The Title of the thread is :*Short Custom Campaign created for 2 -3 Players (3.5E)*


----------



## Arravis (Sep 8, 2005)

I'm having the same problem in the Rules forum. If I try reposting it, it gives me the "duplicate post" error page. But no post shows anywhere.

I've tried using three different browsers... no luck in any of them. I am on a mac though, if it matters.


----------



## Michael Morris (Sep 8, 2005)

Hmm..  How many users where logged in at the time these errors occured (My first hunch is this is a server load issue, especially if it isn't occuring consistently).


----------



## FreeXenon (Sep 8, 2005)

I've hit the submit 2 or three times (bad user... I know). Should we try to resubmit the problem threads?

Thanks!


----------



## Arravis (Sep 8, 2005)

It's not sporatic, it's every single time.


----------



## FreeXenon (Sep 8, 2005)

Using Firefox's  Javascipt console I get this error twice:

Error: istyles[istyle] has no properties
Source File: http://www.enworld.org/clientscript/vbulletin_editor.js
Line: 96



	elm.style.background = istyles[istyle][0];


----------



## Knight Otu (Sep 8, 2005)

At least it seems you have your thread now.  

I tried to post a test thread myself, but Firefox crashed on my before I could hit submit.


----------



## Michael Morris (Sep 8, 2005)

Hmm...  I've seen this problem with the Firefox WYSIWYG editor but not the standard editor so hmm...


----------



## Arravis (Sep 8, 2005)

I'm not using Firefox. I've tried with Safari, Netscape, and Internet Explorer.


----------



## FreeXenon (Sep 8, 2005)

Same prob with IE, as well...  



			
				Knight Otu said:
			
		

> At least it seems you have your thread now.


----------



## Knight Otu (Sep 8, 2005)

FreeXenon said:
			
		

> Same prob with IE, as well...




Here.


----------



## Arravis (Sep 8, 2005)

Ugh this is frustrating... anyone care to post this for me on the Rules forum?


_Title_
Fabricate: the ultimate war-time spell?

_Body_
Can you use the Fabricate spell to turn part of a stone wall fortification into easily moved bricks? Could you use it to turn a wooden palisade into a nice stacks of kindling? Could you use it to essentially demolish a wooden structure by turning it into planks or some such? In a mass-combat battlefield this spell would seem invaluable. Siege engines could be turned into sticks... sticks could be turned into siege engines to help your side. The very ground below you could be turned into a wall, etc. Am I misreading the spell in these examples?

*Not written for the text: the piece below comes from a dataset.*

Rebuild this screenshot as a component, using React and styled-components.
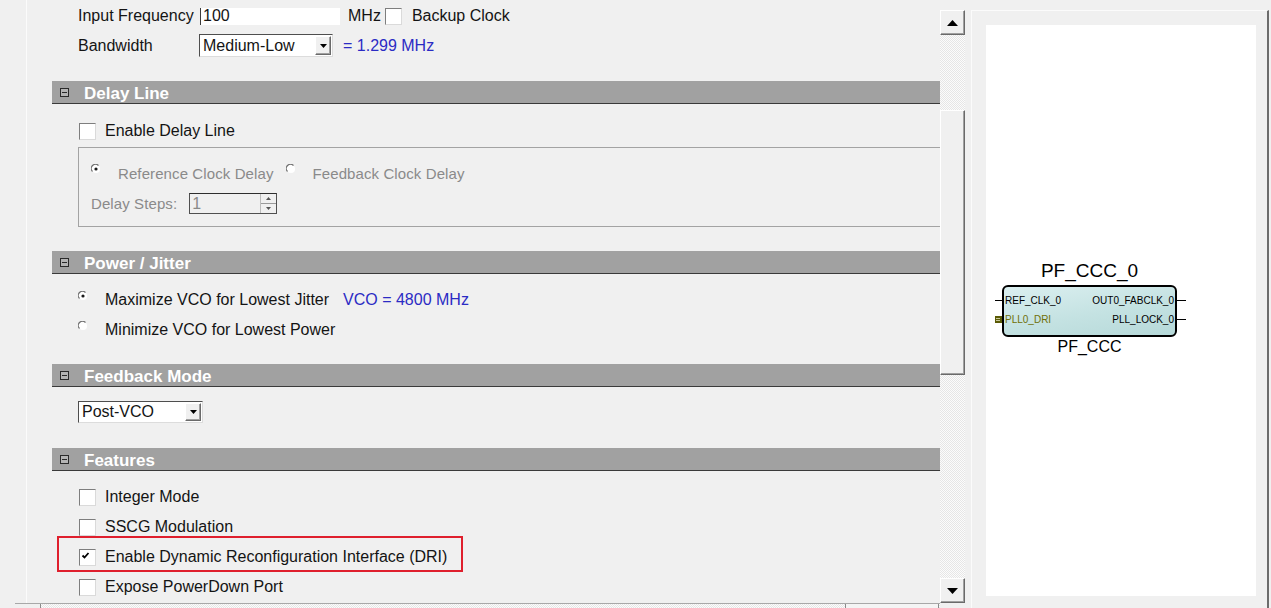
import React from 'react';
import styled, { createGlobalStyle, css } from 'styled-components';

const GlobalStyle = createGlobalStyle`
  html, body {
    margin: 0;
    padding: 0;
    background: #f0f0f0;
  }
  body {
    font-family: "Liberation Sans", Arial, sans-serif;
    font-size: 16px;
    color: #141414;
    overflow: hidden;
  }
`;

const Window = styled.div`
  display: flex;
  width: 1271px;
  height: 608px;
  overflow: hidden;
  background: #f0f0f0;
`;

const LeftPane = styled.div`
  display: grid;
  grid-template-columns: 27px 913px 25px;
  grid-template-rows: 603px 5px;
  flex: none;
`;

const Gutter = styled.div`
  border-right: 1px solid #fbfbfb;
`;

const Viewport = styled.div`
  margin-top: 8px;
  overflow: hidden;
`;

const Content = styled.div`
  margin-top: -4px;
  padding-left: 25px;
`;

const checker = css`
  background-color: #fafafa;
  background-image: repeating-conic-gradient(#e6e6e6 0% 25%, #fcfcfc 0% 50%);
  background-size: 2px 2px;
`;

const raised = css`
  box-sizing: border-box;
  background: #f0f0f0;
  border: 1px solid;
  border-color: #ffffff #6a6a6a #6a6a6a #ffffff;
  box-shadow: inset -1px -1px #a0a0a0;
`;

const VScroll = styled.div`
  display: flex;
  flex-direction: column;
  padding-top: 10px;
`;

const ArrowButton = styled.div`
  ${raised};
  flex: none;
  height: 25px;
  display: flex;
  align-items: center;
  justify-content: center;
`;

const Track = styled.div`
  ${checker};
  flex: 1;
  display: flex;
  flex-direction: column;
`;

const Thumb = styled.div`
  ${raised};
  margin-top: ${p => p.$offset}px;
  height: ${p => p.$size}px;
`;

const HScroll = styled.div`
  grid-column: 1 / 3;
  display: flex;
  margin-left: 15px;
  border-top: 1px solid #a8a8a8;
`;

const HButton = styled.div`
  width: 25px;
  border-right: 1px solid #8a8a8a;
  background: #f0f0f0;
`;

const HTrack = styled.div`
  ${checker};
  flex: 1;
  display: flex;
`;

const HThumb = styled.div`
  margin-left: auto;
  margin-right: 1px;
  width: 92px;
  border-left: 1px solid #8a8a8a;
  border-right: 1px solid #8a8a8a;
  background: #f4f4f4;
`;

const Header = styled.div`
  box-sizing: border-box;
  display: flex;
  align-items: center;
  gap: 15px;
  height: 23px;
  margin-top: ${p => p.$mt || 0}px;
  padding: 3px 0 0 8px;
  background: #a1a1a1;
  border-bottom: 1px solid #3a3a3a;
  color: #ffffff;
  font-weight: bold;
  font-size: 17px;
`;

const Body = styled.div`
  padding-top: ${p => p.$pt || 0}px;
`;

const Row = styled.div`
  position: relative;
  box-sizing: border-box;
  display: flex;
  align-items: center;
  height: ${p => p.$h || 30}px;
  padding-top: 2px;
  margin-left: ${p => (p.$indent ?? 26)}px;
  margin-top: ${p => p.$mt || 0}px;
  color: ${p => (p.$disabled ? '#8a8a8a' : '#141414')};
  white-space: nowrap;
  ${p => p.$disabled && css`
    font-size: 15px;
    letter-spacing: 0.1px;
  `}
  ${p => p.$highlight && css`
    &::after {
      content: '';
      position: absolute;
      left: -21px;
      top: -5px;
      width: 406px;
      height: 36px;
      box-sizing: border-box;
      border: 2px solid #df1f2d;
    }
  `}
`;

const Label = styled.span`
  flex: none;
  width: ${p => (p.$w ? `${p.$w}px` : 'auto')};
  margin-left: ${p => p.$ml || 0}px;
`;

const Value = styled.span`
  margin-left: ${p => p.$ml || 0}px;
  color: #2b2bc4;
`;

const TextField = styled.div`
  box-sizing: border-box;
  width: 140px;
  height: 17px;
  padding-left: 2px;
  background: #ffffff;
  border-left: 1px solid #3c3c3c;
  display: flex;
  align-items: center;
`;

const Box = styled.span`
  flex: none;
  box-sizing: border-box;
  width: 17px;
  height: 17px;
  margin-left: ${p => p.$ml || 1}px;
  margin-right: ${p => p.$mr || 9}px;
  background: #ffffff;
  border: 1px solid;
  border-color: #7e7e7e #dadada #dadada #7e7e7e;
  display: flex;
`;

const RadioDot = styled.svg`
  flex: none;
  margin-top: -8px;
  margin-left: ${p => p.$ml || 0}px;
  margin-right: 17px;
`;

const SelectBox = styled.div`
  box-sizing: border-box;
  display: flex;
  align-items: center;
  width: ${p => p.$w}px;
  height: ${p => p.$h}px;
  padding-left: 3px;
  background: #ffffff;
  border: 1px solid;
  border-color: #4e4e4e #dcdcdc #dcdcdc #4e4e4e;
`;

const DropButton = styled.span`
  ${raised};
  margin-left: auto;
  margin-right: 1px;
  width: 16px;
  height: calc(100% - 2px);
  display: flex;
  align-items: center;
  justify-content: center;
`;

const Group = styled.div`
  margin-left: 26px;
  margin-top: 2px;
  padding: 9px 0 9px 12px;
  border: 1px solid #a3a3a3;
  border-right: none;
`;

const Spinner = styled.div`
  box-sizing: border-box;
  display: flex;
  width: 88px;
  height: 21px;
  margin-left: 12px;
  background: #f0f0f0;
  border: 1px solid #505050;
  border-top-color: #2e2e2e;
  color: #8a8a8a;
  font-size: 16px;
`;

const SpinText = styled.span`
  flex: 1;
  padding-left: 2px;
  line-height: 19px;
`;

const SpinButtons = styled.div`
  width: 15px;
  display: flex;
  flex-direction: column;
  border-left: 1px solid #bcbcbc;
`;

const SpinHalf = styled.div`
  flex: 1;
  display: flex;
  align-items: center;
  justify-content: center;
  border-top: ${p => (p.$bottom ? '1px solid #9a9a9a' : 'none')};
`;

const RightPane = styled.div`
  box-sizing: border-box;
  display: flex;
  flex: none;
  width: 298px;
  margin-left: 6px;
  margin-top: 10px;
  padding: 14px 11px 0 14px;
  border-top: 1px solid #fbfbfb;
  border-left: 1px solid #fbfbfb;
  border-right: 2px solid #6c6c6c;
`;

const Canvas = styled.div`
  position: relative;
  flex: 1;
  height: 571px;
  background: #ffffff;
`;

const Node = styled.div`
  position: absolute;
  left: 9px;
  top: 235px;
  display: flex;
  flex-direction: column;
  align-items: stretch;
  padding: 0 9px 0 7px;
  color: #000;
`;

const NodeTitle = styled.div`
  text-align: center;
  font-size: 19px;
  line-height: 22px;
  margin-bottom: 3px;
`;

const NodeSub = styled.div`
  text-align: center;
  font-size: 16px;
  line-height: 20px;
`;

const Block = styled.div`
  box-sizing: border-box;
  width: 175px;
  height: 52px;
  padding-top: 4px;
  border: 2px solid #000;
  border-radius: 6px;
  background: linear-gradient(170deg, #dbeff0 0%, #c4e2e2 55%, #b6d9d9 100%);
`;

const Port = styled.div`
  position: relative;
  display: flex;
  justify-content: space-between;
  align-items: center;
  height: 19px;
  padding: 0 1px;
  font-size: 10px;
  white-space: nowrap;
`;

const PortName = styled.span`
  color: ${p => (p.$bus ? '#6f6f06' : '#000')};
`;

const Pin = styled.span`
  position: absolute;
  top: 9px;
  height: 1px;
  background: #000;
  ${p => (p.$side === 'left'
    ? css`left: -9px; width: 7px;`
    : css`right: -11px; width: 9px;`)}
`;

const BusPin = styled.span`
  position: absolute;
  left: -9px;
  top: 6px;
  width: 7px;
  height: 7px;
  background: #5b5b06;
  &::after {
    content: '';
    position: absolute;
    left: 1px;
    top: 2px;
    width: 4px;
    height: 3px;
    border-top: 1px solid #c8c89a;
    border-bottom: 1px solid #c8c89a;
    box-sizing: border-box;
  }
`;

const MinusIcon = () => (
  <svg width="9" height="9" viewBox="0 0 9 9" style={{ marginTop: -3 }}>
    <rect x="0.5" y="0.5" width="8" height="8" fill="#b4b4b4" stroke="#2a2a2a" />
    <line x1="2" y1="4.5" x2="7" y2="4.5" stroke="#2a2a2a" />
  </svg>
);

const Tri = ({ dir = 'down', w = 7, h = 4, color = '#000' }) => (
  <svg width={w} height={h} viewBox={`0 0 ${w} ${h}`}>
    {dir === 'down'
      ? <polygon points={`0,0 ${w},0 ${w / 2},${h}`} fill={color} />
      : <polygon points={`0,${h} ${w},${h} ${w / 2},0`} fill={color} />}
  </svg>
);

const Check = ({ checked, ml, mr }) => (
  <Box $ml={ml} $mr={mr}>
    {checked && (
      <svg width="15" height="15" viewBox="0 0 15 15">
        <path d="M2.5 5.5 L4.5 7.5 L8.5 3" stroke="#000" strokeWidth="1.8" fill="none" />
      </svg>
    )}
  </Box>
);

const Radio = ({ selected, ml }) => (
  <RadioDot width="10" height="10" viewBox="0 0 10 10" $ml={ml}>
    <circle cx="5" cy="5" r="4" fill="#ffffff" />
    <path d="M1.5 7.5 A4 4 0 0 1 7.5 1.5" stroke="#6e6e6e" strokeWidth="1.2" fill="none" />
    {selected && <circle cx="5" cy="5" r="1.6" fill="#1a1a1a" />}
  </RadioDot>
);

const Select = ({ value, w, h }) => (
  <SelectBox $w={w} $h={h}>
    {value}
    <DropButton><Tri /></DropButton>
  </SelectBox>
);

const Section = ({ title, mt, pt, children }) => (
  <>
    <Header $mt={mt}><MinusIcon />{title}</Header>
    <Body $pt={pt}>{children}</Body>
  </>
);

const features = [
  { label: 'Integer Mode' },
  { label: 'SSCG Modulation' },
  { label: 'Enable Dynamic Reconfiguration Interface (DRI)', checked: true, highlight: true },
  { label: 'Expose PowerDown Port' },
];

export default function App() {
  return (
    <>
      <GlobalStyle />
      <Window>
        <LeftPane>
          <Gutter />
          <Viewport>
            <Content>
              <Row $h={22}>
                <Label $w={122}>Input Frequency</Label>
                <TextField>100</TextField>
                <Label $ml={8}>MHz</Label>
                <Check ml={4} mr={10} />
                <Label>Backup Clock</Label>
              </Row>
              <Row $h={25} $mt={6}>
                <Label $w={121}>Bandwidth</Label>
                <Select value="Medium-Low" w={134} h={23} />
                <Value $ml={10}>= 1.299 MHz</Value>
              </Row>

              <Section title="Delay Line" mt={24} pt={11}>
                <Row>
                  <Check />
                  Enable Delay Line
                </Row>
                <Group>
                  <Row $indent={0} $disabled>
                    <Radio selected />
                    Reference Clock Delay
                    <Radio ml={12} />
                    Feedback Clock Delay
                  </Row>
                  <Row $indent={0} $disabled>
                    Delay Steps:
                    <Spinner>
                      <SpinText>1</SpinText>
                      <SpinButtons>
                        <SpinHalf><Tri dir="up" w={5} h={3} color="#555" /></SpinHalf>
                        <SpinHalf $bottom><Tri w={5} h={3} color="#555" /></SpinHalf>
                      </SpinButtons>
                    </Spinner>
                  </Row>
                </Group>
              </Section>

              <Section title="Power / Jitter" mt={24} pt={10}>
                <Row>
                  <Radio selected />
                  Maximize VCO for Lowest Jitter
                  <Value $ml={14}>VCO = 4800 MHz</Value>
                </Row>
                <Row>
                  <Radio />
                  Minimize VCO for Lowest Power
                </Row>
              </Section>

              <Section title="Feedback Mode" mt={20} pt={12}>
                <Row $h={24}>
                  <Select value="Post-VCO" w={125} h={22} />
                </Row>
              </Section>

              <Section title="Features" mt={25} pt={10}>
                {features.map(f => (
                  <Row key={f.label} $highlight={f.highlight}>
                    <Check checked={f.checked} />
                    {f.label}
                  </Row>
                ))}
              </Section>
            </Content>
          </Viewport>
          <VScroll>
            <ArrowButton><Tri dir="up" w={11} h={6} /></ArrowButton>
            <Track>
              <Thumb $offset={75} $size={265} />
            </Track>
            <ArrowButton><Tri w={11} h={6} /></ArrowButton>
          </VScroll>
          <HScroll>
            <HButton />
            <HTrack><HThumb /></HTrack>
          </HScroll>
        </LeftPane>

        <RightPane>
          <Canvas>
            <Node>
              <NodeTitle>PF_CCC_0</NodeTitle>
              <Block>
                <Port>
                  <Pin $side="left" />
                  <PortName>REF_CLK_0</PortName>
                  <PortName>OUT0_FABCLK_0</PortName>
                  <Pin $side="right" />
                </Port>
                <Port>
                  <BusPin />
                  <PortName $bus>PLL0_DRI</PortName>
                  <PortName>PLL_LOCK_0</PortName>
                  <Pin $side="right" />
                </Port>
              </Block>
              <NodeSub>PF_CCC</NodeSub>
            </Node>
          </Canvas>
        </RightPane>
      </Window>
    </>
  );
}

Here is the spell from the SRD for those interested:

*Fabricate:*
Transmutation; Sor/Wiz 5; V, S, M; Casting Time: See text; Range: Close; Target: Up to 10 cu. ft./level; see text; Duration: Instantaneous; Saving Throw: None; Spell Resistance: No
You convert material of one sort into a product that is of the same material. Creatures or magic items cannot be created or transmuted by the fabricate spell. The quality of items made by this spell is commensurate with the quality of material used as the basis for the new fabrication. If you work with a mineral, the target is reduced to 1 cubic foot per level instead of 10 cubic feet.
You must make an appropriate Craft check to fabricate articles requiring a high degree of craftsmanship.
Casting requires 1 round per 10 cubic feet (or 1 cubic foot) of material to be affected by the spell.
Material Component: The original material, which costs the same amount as the raw materials required to craft the item to be created.


----------



## Knight Otu (Sep 8, 2005)

I'll see if I can, Arravis.


----------



## FreeXenon (Sep 8, 2005)

Knight Otu said:
			
		

> Here.



Thanks Knight Otu ... Moved Post... 

Very strange.


----------



## Knight Otu (Sep 8, 2005)

Knight Otu said:
			
		

> I'll see if I can, Arravis.



Unfortunately, I seem to have the same problem. :\


----------



## Arravis (Sep 8, 2005)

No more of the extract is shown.